Fig 1  Banked lecture theatre

Banked lecture theatre

The solution

As far as the air conditioning is concerned, the middle group of seats can be regarded as representative of the lecture theatre as a whole. The temperature along each row of the middle group will repeat itself from one seat to the next. Consequently, we need only model a section of the middle group one seat wide to obtain an accurate representation of the temperature in the theatre. Figures 2 and 3 show a side view and an isometric view of the computational domain, respectively. We must apply periodic boundary conditions to the sides of the domain to ensure that the temperature on one side of the domain is repeated on the other. The contribution to the heat load in the middle group of seats made by the four students in row 16 is only 2.1%, so we omitted these students from the model.


Fig 2  Side view of the computational domain

Side view of domain


Fig 3  Isometric view of the computational domain

Isometric view of domain

The computed air flow and temperature inside the computational domain can only be as accurate as the boundary conditions specified at the boundaries of the domain. The manufacturer’s data sheet for the swirl diffuser gives only a few values of the axial and radial components of velocity measured half a metre away from the centre of the diffuser and no measurements of the circumferential velocity component. The information is not enough to guarantee an accurate CFD model. Consequently, we created a separate CFD model of the swirl diffuser to generate the required boundary conditions. The CFD model of the swirl diffuser is described in the case study Swirl Diffuser CFD Model.

The lecture theatre must provide a comfortable environment for the students from the moment they fill the theatre to the moment the lecture ends an hour later. The CFD model was a time-accurate model giving the temperature in the theatre every ten seconds from the theatre being full to the end of the lecture. At the start of the simulation the temperature everywhere in the theatre was assumed to be at the supply temperature of 19°C.

Figures 4 to 6 show the computed temperature in the lecture theatre after one minute, five minutes and one hour. Over the first minute of the simulation (Figure 4) we can distinguish individual plumes of warm air rising from the students and making their way to the extract vents above the stage. After five minutes (Figure 5) the plumes are barely distinguishable and a two-layer temperature distribution has developed which is characteristic of displacement ventilation. The students are enveloped in a layer of cool air while above their heads warm air makes it way out of the theatre. This temperature formation persists for the next 55 minutes (Figure 6). The design consultants have achieved their objective of providing comfortable conditions for the students over a whole hour.

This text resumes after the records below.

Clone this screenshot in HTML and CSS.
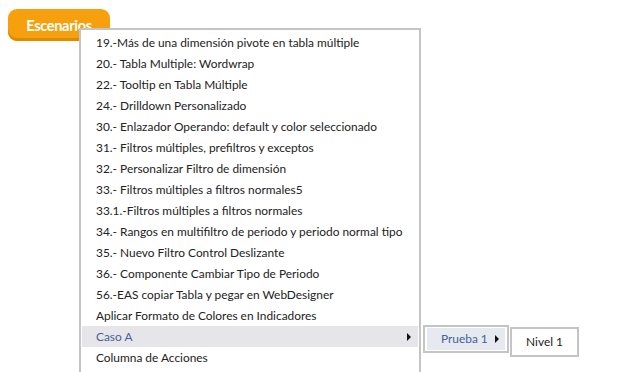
FILE: index.html
```html
<!DOCTYPE html>
<html lang="es">
<head>
  <meta charset="UTF-8">
  <meta name="viewport" content="width=device-width, initial-scale=1.0">
  <title>Escenarios</title>
  <link rel="stylesheet" href="styles.css">
</head>
<body>
  <!-- Boton de escenarios -->
  <div class="toolbar">
    <button class="btn-escenarios">Escenarios</button>
  </div>

  <!-- Menu desplegable -->
  <ul class="menu">
    <li>19.-Más de una dimensión pivote en tabla múltiple</li>
    <li>20.- Tabla Multiple: Wordwrap</li>
    <li>22.- Tooltip en Tabla Múltiple</li>
    <li>24.- Drilldown Personalizado</li>
    <li>30.- Enlazador Operando: default y color seleccionado</li>
    <li>31.- Filtros múltiples, prefiltros y exceptos</li>
    <li>32.- Personalizar Filtro de dimensión</li>
    <li>33.- Filtros múltiples a filtros normales5</li>
    <li>33.1.-Filtros múltiples a filtros normales</li>
    <li>34.- Rangos en multifiltro de periodo y periodo normal tipo</li>
    <li>35.- Nuevo Filtro Control Deslizante</li>
    <li>36.- Componente Cambiar Tipo de Periodo</li>
    <li>56.-EAS copiar Tabla y pegar en WebDesigner</li>
    <li>Aplicar Formato de Colores en Indicadores</li>
    <li class="active has-sub">Caso A</li>
    <li>Columna de Acciones</li>
  </ul>

  <!-- Submenus -->
  <ul class="submenu sub-1">
    <li class="active has-sub">Prueba 1</li>
  </ul>
  <ul class="submenu sub-2">
    <li>Nivel 1</li>
  </ul>
</body>
</html>
```

FILE: styles.css
```css
/* General */
body {
  margin: 0;
  font-family: Lato, "Open Sans", sans-serif;
  background: #ffffff;
  color: #222;
  position: relative;
  height: 372px;
  overflow: hidden;
}

/* Toolbar */
.toolbar {
  padding: 9px 8px;
}

.btn-escenarios {
  display: block;
  width: 102px;
  height: 32px;
  border: none;
  border-radius: 9px;
  background: #f5a00c;
  box-shadow: inset 0 -3px 0 #e08a00;
  color: #fff;
  font-family: Lato, sans-serif;
  font-weight: bold;
  font-size: 14.5px;
  letter-spacing: -0.3px;
  padding: 0;
}

/* Menu */
.menu,
.submenu {
  list-style: none;
  margin: 0;
  background: #fff;
  border: 2px solid #c4c4c4;
  position: absolute;
}

.menu {
  left: 79px;
  top: 28px;
  width: 336px;
  padding: 2px 1px 40px 1px;
}

.menu li {
  height: 21px;
  line-height: 21px;
  padding-left: 14px;
  font-size: 11.9px;
  white-space: nowrap;
  position: relative;
}

.menu li.active {
  background: #e6e6ea;
  color: #44609a;
}

.has-sub::after {
  content: "";
  position: absolute;
  right: 7px;
  top: 7px;
  border-left: 4px solid #111;
  border-top: 4px solid transparent;
  border-bottom: 4px solid transparent;
}

/* Submenus */
.submenu {
  padding: 1px 2px;
}

.sub-1 {
  left: 423px;
  top: 325px;
  width: 78px;
}

.sub-1 li {
  height: 22px;
  line-height: 22px;
  font-size: 11.9px;
  padding-left: 14px;
  background: #e6e9ef;
  color: #44609a;
  position: relative;
}

.sub-1 .has-sub::after {
  right: 6px;
  top: 7px;
}

.sub-2 {
  left: 510px;
  top: 327px;
  width: 65px;
  padding: 0;
}

.sub-2 li {
  height: 26px;
  line-height: 26px;
  text-align: center;
  font-size: 11.9px;
  color: #222;
}
```
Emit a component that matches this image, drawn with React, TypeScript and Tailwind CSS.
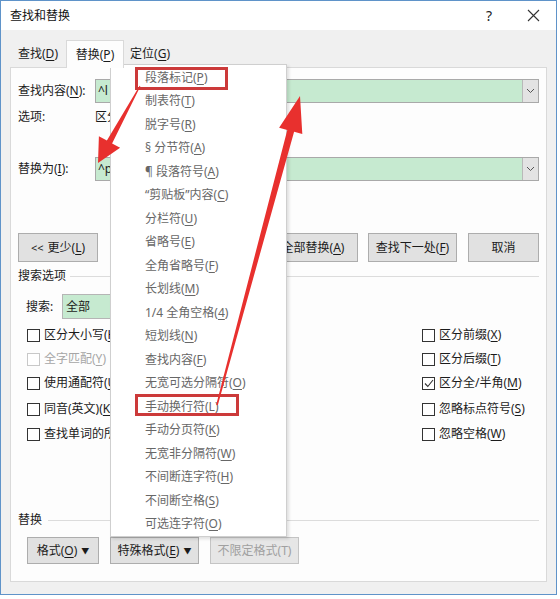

Fig 4  Computed temperature after 1 minute

T after 1 minute


Fig 5  Computed temperature after 5 minutes

T after 5 minutes


Fig 6  Computed temperature after 1 hour

T after 1 hour

The benefits

With assistance from Atkinson Science, the design consultants were able to make a convincing case for their displacement ventilation system. This is just one example of CFD being used to verify that a ventilation system will perform as expected when put into operation.